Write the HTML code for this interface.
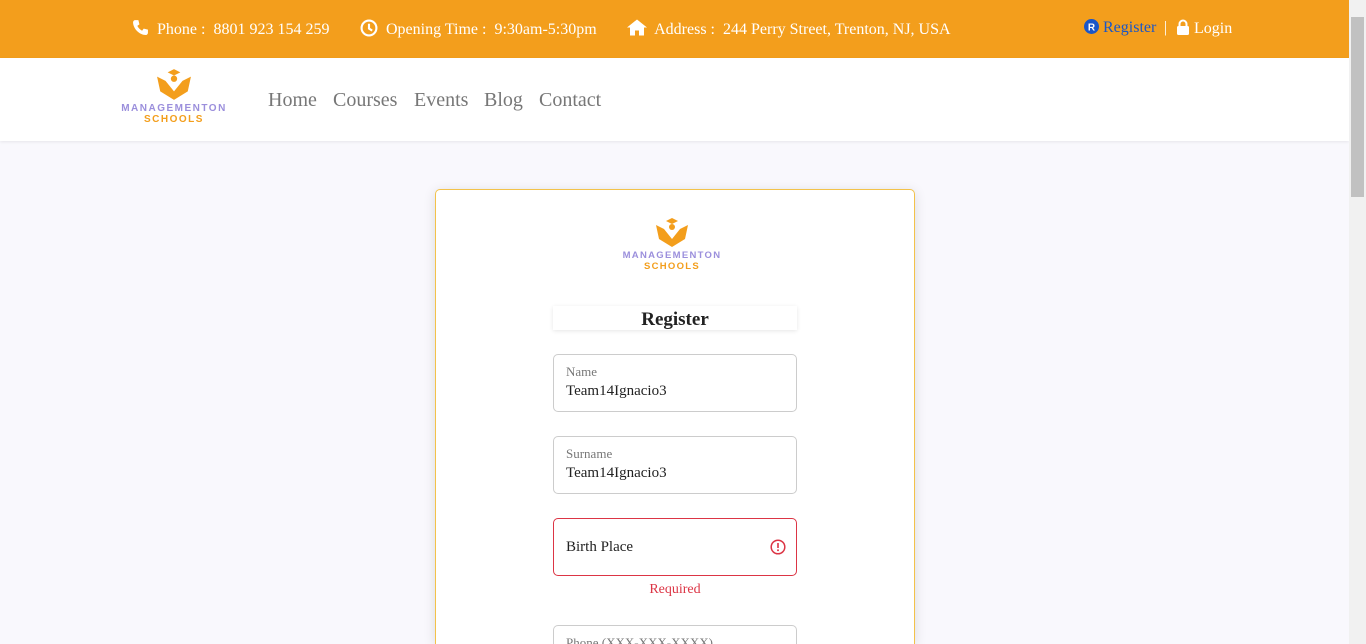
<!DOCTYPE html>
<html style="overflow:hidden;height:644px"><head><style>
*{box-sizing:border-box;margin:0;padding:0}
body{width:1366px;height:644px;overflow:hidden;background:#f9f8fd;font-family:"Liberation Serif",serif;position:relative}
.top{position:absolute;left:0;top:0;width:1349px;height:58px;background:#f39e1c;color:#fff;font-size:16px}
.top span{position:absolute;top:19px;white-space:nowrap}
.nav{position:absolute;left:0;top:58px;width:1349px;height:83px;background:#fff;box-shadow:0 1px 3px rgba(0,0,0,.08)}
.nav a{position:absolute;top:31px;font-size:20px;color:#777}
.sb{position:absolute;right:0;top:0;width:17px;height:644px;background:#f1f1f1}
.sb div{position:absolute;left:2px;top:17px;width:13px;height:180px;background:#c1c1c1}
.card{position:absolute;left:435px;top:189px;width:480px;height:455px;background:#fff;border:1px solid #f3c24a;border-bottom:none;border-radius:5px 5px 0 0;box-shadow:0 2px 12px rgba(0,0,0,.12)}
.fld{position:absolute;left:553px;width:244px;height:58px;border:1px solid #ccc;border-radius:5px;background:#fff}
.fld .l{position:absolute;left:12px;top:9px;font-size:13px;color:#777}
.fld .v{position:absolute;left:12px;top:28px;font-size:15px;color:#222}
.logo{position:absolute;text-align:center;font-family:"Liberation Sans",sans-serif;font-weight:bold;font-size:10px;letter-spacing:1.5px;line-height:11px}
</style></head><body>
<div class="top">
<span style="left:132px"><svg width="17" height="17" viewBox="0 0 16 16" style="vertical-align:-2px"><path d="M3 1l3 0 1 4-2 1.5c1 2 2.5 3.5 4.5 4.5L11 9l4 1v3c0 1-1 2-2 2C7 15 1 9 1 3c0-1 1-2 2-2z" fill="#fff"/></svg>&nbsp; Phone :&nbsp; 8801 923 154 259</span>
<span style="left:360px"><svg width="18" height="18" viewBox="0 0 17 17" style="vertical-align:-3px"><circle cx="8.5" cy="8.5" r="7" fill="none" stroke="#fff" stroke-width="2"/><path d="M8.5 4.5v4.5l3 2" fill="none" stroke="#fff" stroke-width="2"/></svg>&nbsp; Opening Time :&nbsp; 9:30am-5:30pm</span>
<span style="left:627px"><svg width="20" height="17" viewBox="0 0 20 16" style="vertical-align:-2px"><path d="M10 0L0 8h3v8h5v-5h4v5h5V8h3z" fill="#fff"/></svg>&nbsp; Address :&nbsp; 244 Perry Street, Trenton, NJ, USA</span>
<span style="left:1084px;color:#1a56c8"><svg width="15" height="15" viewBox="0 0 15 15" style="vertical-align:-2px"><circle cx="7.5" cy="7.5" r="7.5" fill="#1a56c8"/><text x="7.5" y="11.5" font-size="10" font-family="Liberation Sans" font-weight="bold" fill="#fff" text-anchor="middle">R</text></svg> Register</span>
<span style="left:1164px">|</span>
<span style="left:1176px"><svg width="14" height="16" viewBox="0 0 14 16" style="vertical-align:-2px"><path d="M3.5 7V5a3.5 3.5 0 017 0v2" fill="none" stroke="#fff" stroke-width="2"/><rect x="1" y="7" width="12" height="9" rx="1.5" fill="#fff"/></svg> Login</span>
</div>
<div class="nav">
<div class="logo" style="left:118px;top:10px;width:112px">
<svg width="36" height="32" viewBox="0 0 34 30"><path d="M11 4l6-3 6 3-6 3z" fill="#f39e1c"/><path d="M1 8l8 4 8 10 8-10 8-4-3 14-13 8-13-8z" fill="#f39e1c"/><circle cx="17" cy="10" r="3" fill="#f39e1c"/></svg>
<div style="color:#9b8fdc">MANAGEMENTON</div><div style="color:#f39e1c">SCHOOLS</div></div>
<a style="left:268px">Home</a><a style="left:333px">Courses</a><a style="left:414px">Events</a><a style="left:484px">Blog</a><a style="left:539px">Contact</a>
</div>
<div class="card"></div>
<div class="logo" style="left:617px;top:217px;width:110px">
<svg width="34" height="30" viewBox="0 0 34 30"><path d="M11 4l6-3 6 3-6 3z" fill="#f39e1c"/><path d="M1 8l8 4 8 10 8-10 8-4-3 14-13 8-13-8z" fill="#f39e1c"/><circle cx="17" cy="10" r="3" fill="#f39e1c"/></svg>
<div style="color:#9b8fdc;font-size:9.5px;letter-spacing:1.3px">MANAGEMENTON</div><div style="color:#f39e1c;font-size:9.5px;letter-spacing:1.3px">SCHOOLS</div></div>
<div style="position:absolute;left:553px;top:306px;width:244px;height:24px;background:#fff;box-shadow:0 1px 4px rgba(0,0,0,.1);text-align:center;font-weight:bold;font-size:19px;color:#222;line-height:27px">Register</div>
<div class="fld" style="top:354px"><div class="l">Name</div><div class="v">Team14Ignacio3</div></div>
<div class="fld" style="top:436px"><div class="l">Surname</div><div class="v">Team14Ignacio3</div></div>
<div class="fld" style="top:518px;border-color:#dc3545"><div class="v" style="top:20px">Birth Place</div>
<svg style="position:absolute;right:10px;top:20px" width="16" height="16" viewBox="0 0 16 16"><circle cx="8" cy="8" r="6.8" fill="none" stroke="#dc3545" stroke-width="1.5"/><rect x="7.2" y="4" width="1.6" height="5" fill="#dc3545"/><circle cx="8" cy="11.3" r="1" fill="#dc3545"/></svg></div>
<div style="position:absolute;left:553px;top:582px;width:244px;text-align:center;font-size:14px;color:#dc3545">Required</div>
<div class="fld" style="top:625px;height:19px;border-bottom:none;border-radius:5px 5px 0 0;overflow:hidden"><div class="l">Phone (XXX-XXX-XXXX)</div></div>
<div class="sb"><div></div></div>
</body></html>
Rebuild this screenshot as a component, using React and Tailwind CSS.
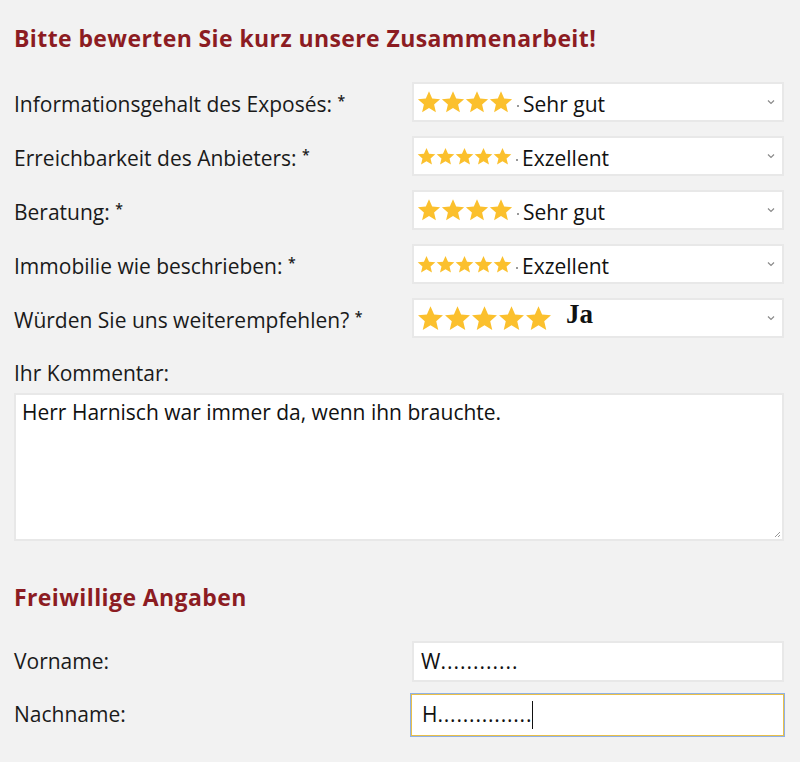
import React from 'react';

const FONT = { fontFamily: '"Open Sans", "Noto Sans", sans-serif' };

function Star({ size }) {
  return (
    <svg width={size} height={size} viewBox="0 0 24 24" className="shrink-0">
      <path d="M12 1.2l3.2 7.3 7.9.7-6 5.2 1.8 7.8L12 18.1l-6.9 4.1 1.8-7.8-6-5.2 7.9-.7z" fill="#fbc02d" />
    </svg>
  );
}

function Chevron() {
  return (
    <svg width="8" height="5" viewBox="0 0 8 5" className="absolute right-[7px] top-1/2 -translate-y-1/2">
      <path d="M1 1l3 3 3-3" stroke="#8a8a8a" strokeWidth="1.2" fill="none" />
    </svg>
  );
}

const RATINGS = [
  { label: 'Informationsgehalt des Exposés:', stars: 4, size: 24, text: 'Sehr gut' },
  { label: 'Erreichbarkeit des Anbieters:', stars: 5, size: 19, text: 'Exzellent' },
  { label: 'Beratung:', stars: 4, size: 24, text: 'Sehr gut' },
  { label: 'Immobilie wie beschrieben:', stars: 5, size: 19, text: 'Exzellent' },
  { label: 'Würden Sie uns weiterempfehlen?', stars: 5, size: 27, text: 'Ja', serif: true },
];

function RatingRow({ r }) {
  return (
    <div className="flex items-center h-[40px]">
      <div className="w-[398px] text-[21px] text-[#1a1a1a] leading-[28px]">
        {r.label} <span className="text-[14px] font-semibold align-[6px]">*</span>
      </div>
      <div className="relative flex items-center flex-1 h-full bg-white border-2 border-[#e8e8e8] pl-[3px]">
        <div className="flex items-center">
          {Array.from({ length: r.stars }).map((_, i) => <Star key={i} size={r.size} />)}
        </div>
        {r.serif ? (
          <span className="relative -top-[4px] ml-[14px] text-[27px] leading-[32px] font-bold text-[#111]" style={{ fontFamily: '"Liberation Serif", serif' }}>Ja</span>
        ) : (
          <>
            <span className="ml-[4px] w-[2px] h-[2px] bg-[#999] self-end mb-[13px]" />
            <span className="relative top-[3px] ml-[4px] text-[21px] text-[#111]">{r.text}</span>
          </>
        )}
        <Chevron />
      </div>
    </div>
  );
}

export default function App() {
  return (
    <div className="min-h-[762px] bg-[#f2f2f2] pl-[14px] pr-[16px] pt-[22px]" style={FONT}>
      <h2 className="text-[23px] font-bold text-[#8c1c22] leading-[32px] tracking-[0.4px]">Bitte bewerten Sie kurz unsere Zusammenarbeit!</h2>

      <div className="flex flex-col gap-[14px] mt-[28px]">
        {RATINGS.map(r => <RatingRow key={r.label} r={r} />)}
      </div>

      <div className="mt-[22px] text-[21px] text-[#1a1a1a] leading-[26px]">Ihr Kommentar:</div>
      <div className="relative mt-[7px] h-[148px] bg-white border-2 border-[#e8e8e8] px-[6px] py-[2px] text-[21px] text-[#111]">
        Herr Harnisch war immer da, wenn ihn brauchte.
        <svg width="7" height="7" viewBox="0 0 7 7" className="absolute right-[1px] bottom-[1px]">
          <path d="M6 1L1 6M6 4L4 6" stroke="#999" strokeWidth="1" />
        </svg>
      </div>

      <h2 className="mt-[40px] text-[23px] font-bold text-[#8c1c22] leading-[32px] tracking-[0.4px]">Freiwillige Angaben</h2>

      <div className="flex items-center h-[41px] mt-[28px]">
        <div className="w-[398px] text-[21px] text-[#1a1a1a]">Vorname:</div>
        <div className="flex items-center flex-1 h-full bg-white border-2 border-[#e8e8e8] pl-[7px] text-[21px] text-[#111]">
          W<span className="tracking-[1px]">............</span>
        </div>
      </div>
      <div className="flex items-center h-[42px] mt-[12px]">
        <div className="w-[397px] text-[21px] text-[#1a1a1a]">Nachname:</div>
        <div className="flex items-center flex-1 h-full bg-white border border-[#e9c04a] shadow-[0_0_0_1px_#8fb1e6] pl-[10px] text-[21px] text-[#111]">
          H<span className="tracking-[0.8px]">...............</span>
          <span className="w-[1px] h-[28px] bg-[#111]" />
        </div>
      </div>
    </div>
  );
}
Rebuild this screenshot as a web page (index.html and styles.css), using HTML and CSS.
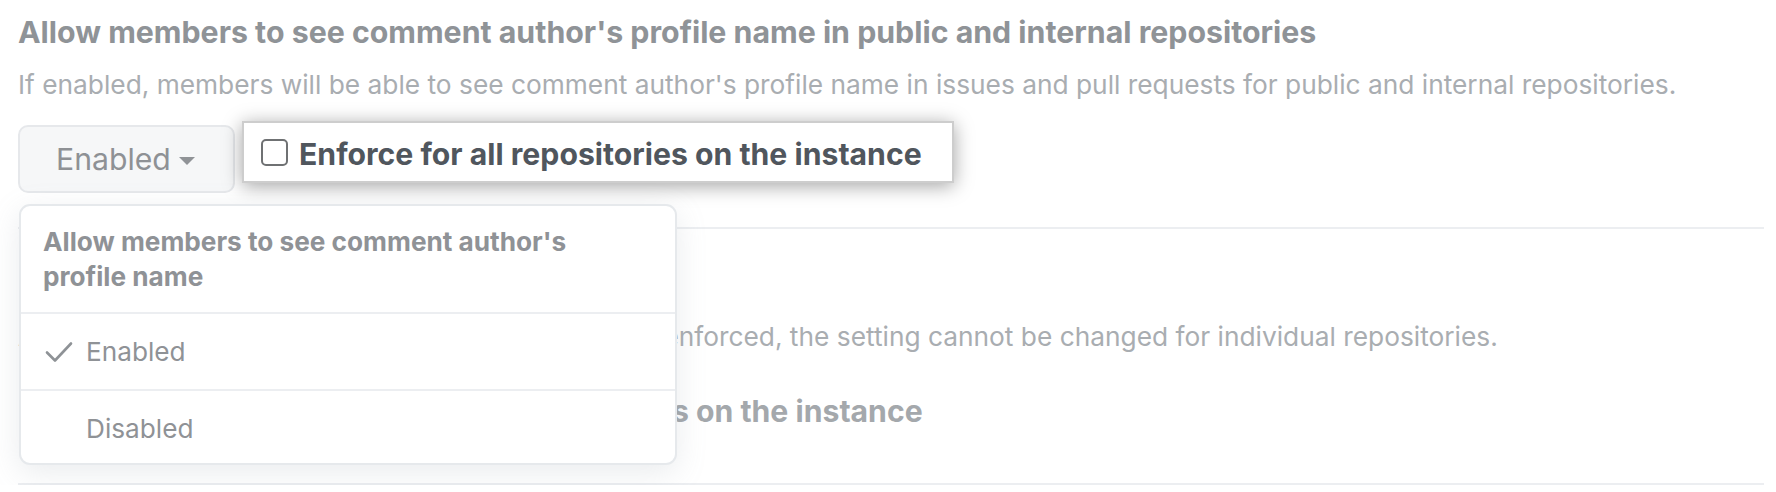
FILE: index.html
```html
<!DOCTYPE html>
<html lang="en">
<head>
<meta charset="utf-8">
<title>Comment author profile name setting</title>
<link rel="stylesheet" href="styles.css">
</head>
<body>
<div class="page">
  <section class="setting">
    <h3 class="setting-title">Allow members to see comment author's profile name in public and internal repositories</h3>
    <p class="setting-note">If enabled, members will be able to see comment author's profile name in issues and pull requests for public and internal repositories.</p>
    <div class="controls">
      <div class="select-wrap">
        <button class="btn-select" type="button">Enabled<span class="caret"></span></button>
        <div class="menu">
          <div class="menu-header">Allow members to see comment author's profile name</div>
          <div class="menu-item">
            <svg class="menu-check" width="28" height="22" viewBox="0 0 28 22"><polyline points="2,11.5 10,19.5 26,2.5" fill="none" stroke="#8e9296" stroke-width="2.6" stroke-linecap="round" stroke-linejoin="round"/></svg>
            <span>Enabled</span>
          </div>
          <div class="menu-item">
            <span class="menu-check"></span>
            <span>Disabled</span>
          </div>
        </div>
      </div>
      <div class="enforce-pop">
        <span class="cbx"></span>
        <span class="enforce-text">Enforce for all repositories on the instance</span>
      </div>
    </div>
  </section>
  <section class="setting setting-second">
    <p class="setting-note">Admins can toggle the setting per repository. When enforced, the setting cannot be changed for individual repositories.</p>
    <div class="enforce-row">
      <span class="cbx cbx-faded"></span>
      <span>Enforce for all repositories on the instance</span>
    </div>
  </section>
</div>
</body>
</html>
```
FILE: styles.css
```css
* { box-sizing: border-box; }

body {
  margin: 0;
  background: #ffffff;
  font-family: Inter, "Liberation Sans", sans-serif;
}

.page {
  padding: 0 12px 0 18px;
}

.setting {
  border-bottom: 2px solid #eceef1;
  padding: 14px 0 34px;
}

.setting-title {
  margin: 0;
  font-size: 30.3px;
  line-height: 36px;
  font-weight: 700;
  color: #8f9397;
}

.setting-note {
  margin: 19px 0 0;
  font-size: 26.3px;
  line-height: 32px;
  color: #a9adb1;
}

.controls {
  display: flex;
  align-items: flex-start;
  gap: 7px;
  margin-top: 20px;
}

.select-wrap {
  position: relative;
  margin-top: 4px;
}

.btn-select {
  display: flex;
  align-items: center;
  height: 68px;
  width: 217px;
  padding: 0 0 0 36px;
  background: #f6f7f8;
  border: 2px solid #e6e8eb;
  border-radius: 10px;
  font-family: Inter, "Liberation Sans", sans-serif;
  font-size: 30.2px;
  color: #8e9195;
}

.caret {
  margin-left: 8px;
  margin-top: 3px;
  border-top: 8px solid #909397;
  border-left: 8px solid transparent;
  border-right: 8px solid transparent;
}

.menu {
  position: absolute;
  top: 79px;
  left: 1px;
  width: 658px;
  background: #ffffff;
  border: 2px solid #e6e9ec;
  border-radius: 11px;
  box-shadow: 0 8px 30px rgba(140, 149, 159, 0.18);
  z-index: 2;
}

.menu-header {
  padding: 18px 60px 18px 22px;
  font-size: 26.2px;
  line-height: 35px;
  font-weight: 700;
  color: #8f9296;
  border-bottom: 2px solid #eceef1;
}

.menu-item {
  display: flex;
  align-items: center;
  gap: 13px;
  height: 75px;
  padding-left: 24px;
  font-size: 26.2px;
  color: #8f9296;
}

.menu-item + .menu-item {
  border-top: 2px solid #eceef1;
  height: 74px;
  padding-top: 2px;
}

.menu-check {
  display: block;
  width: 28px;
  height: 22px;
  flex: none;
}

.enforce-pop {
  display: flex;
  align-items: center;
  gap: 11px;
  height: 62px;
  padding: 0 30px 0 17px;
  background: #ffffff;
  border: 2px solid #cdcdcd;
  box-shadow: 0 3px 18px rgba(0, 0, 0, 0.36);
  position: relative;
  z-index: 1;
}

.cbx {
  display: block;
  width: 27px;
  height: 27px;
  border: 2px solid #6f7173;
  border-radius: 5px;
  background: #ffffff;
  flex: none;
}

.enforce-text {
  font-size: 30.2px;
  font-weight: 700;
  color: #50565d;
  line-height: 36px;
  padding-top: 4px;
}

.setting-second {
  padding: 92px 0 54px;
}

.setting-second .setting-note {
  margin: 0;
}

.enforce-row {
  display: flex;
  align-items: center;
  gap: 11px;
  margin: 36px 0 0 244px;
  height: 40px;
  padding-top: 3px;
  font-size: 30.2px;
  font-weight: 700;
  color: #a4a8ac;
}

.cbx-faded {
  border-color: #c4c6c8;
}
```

# # # # #

▶ _GOAL OF THE EXERCISE_: Of the lines in this listing, how many contain "screenshot"? Reply with the number and nothing more.

▶ _RESPONSE FOR THIS EXERCISE_: 2